Build a runway before you jump. Stay employed but aggressively save six months of expenses and quietly line up your first two or three clients before resigning. Slower, but it converts a terrifying leap into a calculated step. The trade-off is patience, since this can take a year.
Switch jobs instead of switching models. If your real problem is a bad manager or stalled growth, the fix may be a better employer, not independence. Far less risk, keeps your benefits and stability, and solves the actual complaint. It does not give you the freedom freelancing offers, so it only works if freedom was never the real goal.
Test demand honestly first. Independent perspective from neutral sources, such as the career and salary-reality coverage on outlets like MBA Crystal Ball, helps you sanity-check whether your niche actually has paying demand before you commit. Free, but it is general and not built around your specific skill and city.
Each has trade-offs. The hybrid bridge is safe but exhausting. Building a runway is smart but slow. Switching jobs solves a different problem entirely. Testing demand is honest but impersonal. If you are still unsure whether your skill and savings even clear the bar, that is the doubt worth resolving first, and our FAQ explains how a short call works if you want a neutral read before you do anything drastic.
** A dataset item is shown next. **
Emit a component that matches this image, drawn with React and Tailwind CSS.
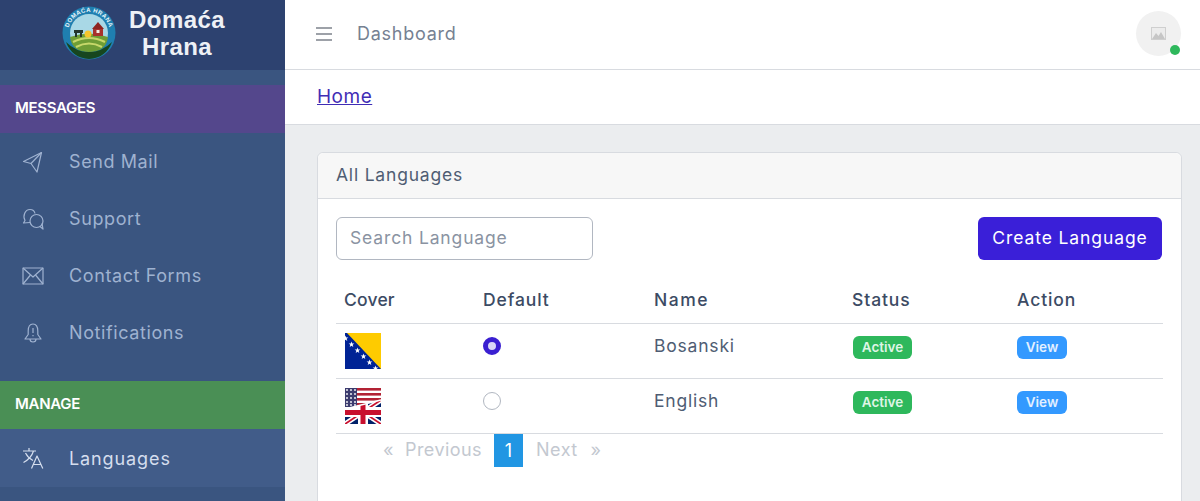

The Question to Ask Before You Resign
Before you write that resignation email, ask yourself two plain things: have strangers paid me for this skill, and do I have at least three to six months of expenses saved? If the answer to either is no, that is your real next step, not the dramatic leap. Full-time work is not safer forever, it just feels safer because the income is visible. Freelancing is not riskier forever either, the risk drops sharply as your reputation grows. The whole freelancing vs a job question is really about being honest about where you stand today, what you can afford to risk, and what kind of work actually makes you want to show up. Answer those first. Start there.